What is a P&L (Profit and Loss Statement)?

Profit and Loss Statement (P&L) Definition

A profit and loss statement, also called an income statement or P&L statement, is a financial document that summarized the revenues, costs, and expenses incurred by a company during a specified period.

Usually this is one fiscal quarter or fiscal year.

It begins with an entry declaring overall revenue, also called the top line, and contains expense entries subtracting costs of doing business including the cost of goods sold, operating expenses, tax expenses, and interest expenses.

The last item, known as the bottom line, shows the remainder as net income, or profit.

The Purpose of a P&L Statement

The purpose of a P&L statement is to provide information about a company’s overall ability to generate profit, either by increasing revenue or decreasing costs, or both.

Along with the balance sheet and statement of cash flows, it is one of the three core financial documents that measure company performance.

P&L Statement Example

When evaluating a profit and loss statement, it is important to consider statements from previous periods to get a more accurate sense of the rate of change in a company’s revenues and expenses.

For example, if a company’s expenses are increasing faster than its revenue over several fiscal years, it could indicate a looming problem.

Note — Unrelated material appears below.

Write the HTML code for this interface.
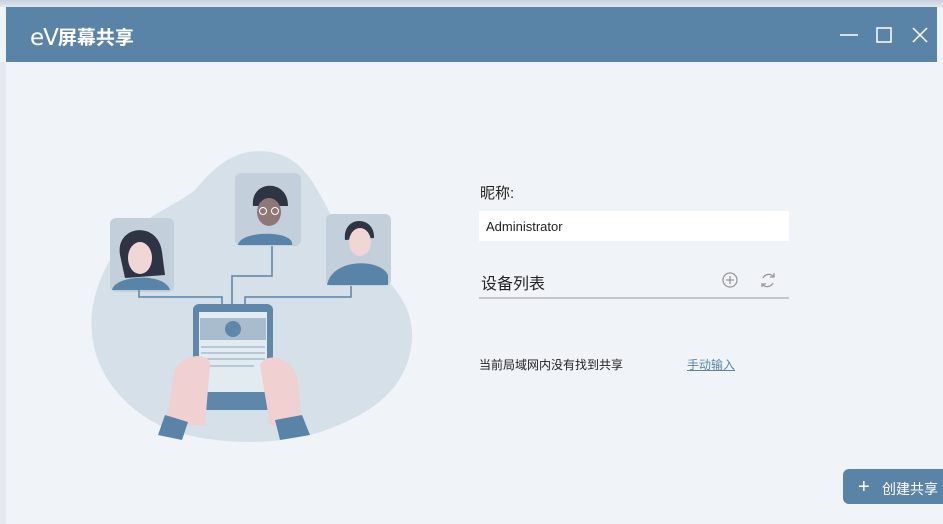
<!DOCTYPE html>
<html><head><meta charset="utf-8"><style>
body{margin:0;width:943px;height:524px;overflow:hidden;background:#eef1f6;font-family:"Liberation Sans","Noto Sans CJK SC",sans-serif;position:relative}
.frame{position:absolute;left:0;top:0;width:943px;height:524px;background:#f0f3f8}
.topstrip{position:absolute;left:0;top:0;width:943px;height:7px;background:linear-gradient(#c9d3de,#dfe6ee)}
.bar{position:absolute;left:6px;top:7px;width:931px;height:55px;background:#5a84a7}
.logo{position:absolute;left:30px;top:23px;color:#fff;font-size:19px;font-weight:bold}
.abs{position:absolute}
</style></head><body>
<div class="frame"></div>
<div class="topstrip"></div>
<div class="bar"></div>
<div class="logo"><span style="font-family:'DejaVu Sans',sans-serif;font-weight:normal;font-size:23px;position:relative;top:1px;letter-spacing:-1px">eV</span>屏幕共享</div>
<svg class="abs" style="left:830px;top:20px" width="110" height="30">
<line x1="10" y1="15" x2="28" y2="15" stroke="#fff" stroke-width="1.5"/>
<rect x="47" y="8" width="14" height="14" fill="none" stroke="#fff" stroke-width="1.5"/>
<path d="M83 8 L97 22 M97 8 L83 22" stroke="#fff" stroke-width="1.5"/>
</svg>
<div class="abs" style="left:0;top:62px;width:6px;height:462px;background:#e4e9ef"></div>

<svg class="abs" style="left:70px;top:140px" width="350" height="310">
<path d="M40 120 C60 80 100 70 125 50 C150 20 170 8 200 12 C240 18 250 60 270 90 C300 130 345 150 342 200 C338 250 300 275 250 292 C200 308 120 305 80 280 C30 250 0 190 40 120Z" fill="#d6e0e9"/>
<rect x="40" y="78" width="64" height="74" rx="6" fill="#c3d0dc"/>
<rect x="165" y="33" width="66" height="73" rx="6" fill="#c3d0dc"/>
<rect x="256" y="74" width="65" height="72" rx="6" fill="#c3d0dc"/>
<path d="M69 150 V157 H152 V165 M202 106 V136 H162 V165 M281 146 V157 H175 V165" stroke="#5c84a7" stroke-width="1.5" fill="none"/>
<path d="M50 115 C45 85 88 80 92 112 L95 135 L55 138Z" fill="#2f3444"/>
<ellipse cx="70" cy="118" rx="12" ry="16" fill="#f0d7d6"/>
<path d="M42 150 C45 135 95 132 100 150Z" fill="#5a84a7"/>
<path d="M183 66 C180 40 218 38 218 66Z" fill="#2f3444"/>
<ellipse cx="199" cy="72" rx="12" ry="14" fill="#8e7776"/>
<circle cx="193" cy="71" r="3.5" fill="none" stroke="#fff" stroke-width="1"/>
<circle cx="205" cy="71" r="3.5" fill="none" stroke="#fff" stroke-width="1"/>
<path d="M168 105 C170 90 225 90 222 105Z" fill="#5a84a7"/>
<path d="M275 100 C272 75 305 75 304 98Z" fill="#2f3444"/>
<ellipse cx="290" cy="102" rx="11" ry="14" fill="#f0d7d6"/>
<path d="M257 145 C262 118 310 118 318 135 L318 145Z" fill="#5a84a7"/>
<rect x="123" y="164" width="80" height="106" rx="6" fill="#5f87a9"/>
<rect x="129" y="172" width="68" height="80" fill="#e2ebef"/>
<rect x="130" y="178" width="66" height="22" fill="#a9bccd"/>
<circle cx="163" cy="189" r="8" fill="#5f87a9"/>
<path d="M131 207H195M131 213H195M131 219H195M131 226H184" stroke="#a9bccd" stroke-width="1.5"/>
<path d="M105 230 C110 215 140 210 140 225 L135 285 L95 285Z" fill="#f0d0d0"/>
<path d="M190 225 C195 212 222 215 228 240 L232 285 L200 285Z" fill="#f0d0d0"/>
<path d="M88 295 L95 275 L118 282 L112 300Z" fill="#5a84a7"/>
<path d="M205 280 L232 275 L240 295 L210 300Z" fill="#5a84a7"/>
</svg>

<div class="abs" style="left:480px;top:182px;font-size:15px;color:#222">昵称:</div>
<div class="abs" style="left:479px;top:211px;width:310px;height:30px;background:#fff"></div>
<div class="abs" style="left:486px;top:219px;font-size:13px;color:#222">Administrator</div>
<div class="abs" style="left:481px;top:270px;font-size:16px;color:#222">设备列表</div>
<svg class="abs" style="left:720px;top:270px" width="60" height="20">
<circle cx="10" cy="10" r="7" fill="none" stroke="#999" stroke-width="1.3"/>
<path d="M10 6V14M6 10H14" stroke="#999" stroke-width="1.3"/>
<path d="M43 8 A6.5 6.5 0 0 1 54 7 M53 13 A6.5 6.5 0 0 1 42 14 M54 3V7H50 M42 17V14H46" fill="none" stroke="#999" stroke-width="1.3"/>
</svg>
<div class="abs" style="left:479px;top:297px;width:310px;height:2px;background:#c4c6cb"></div>
<div class="abs" style="left:479px;top:356px;font-size:12px;color:#222">当前局域网内没有找到共享</div>
<div class="abs" style="left:687px;top:356px;font-size:12px;color:#5a84a7;text-decoration:underline">手动输入</div>
<div class="abs" style="left:843px;top:469px;width:100px;height:35px;background:#5a84a7;border-radius:6px 0 0 6px"></div>
<div class="abs" style="left:858px;top:477px;color:#fff;font-size:20px;line-height:20px">+</div>
<div class="abs" style="left:882px;top:479px;color:#fff;font-size:14px">创建共享</div>
</body></html>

What is a P&L (Profit and Loss Statement) FAQs

P&L referrs to a profit and loss statement in accounting.
A profit and loss statement, also called an income statement or P&L statement, is a financial document that summarized the revenues, costs, and expenses incurred by a company during a specified period
The purpose of a P&L statement is to provide information about a company’s overall ability to generate profit, either by increasing revenue or decreasing costs, or both.
When evaluating a profit and loss statement, it is important to consider statements from previous periods to get a more accurate sense of the rate of change in a company’s revenues and expenses. For example, if a company’s expenses are increasing faster than its revenue over several fiscal years, it could indicate a looming problem.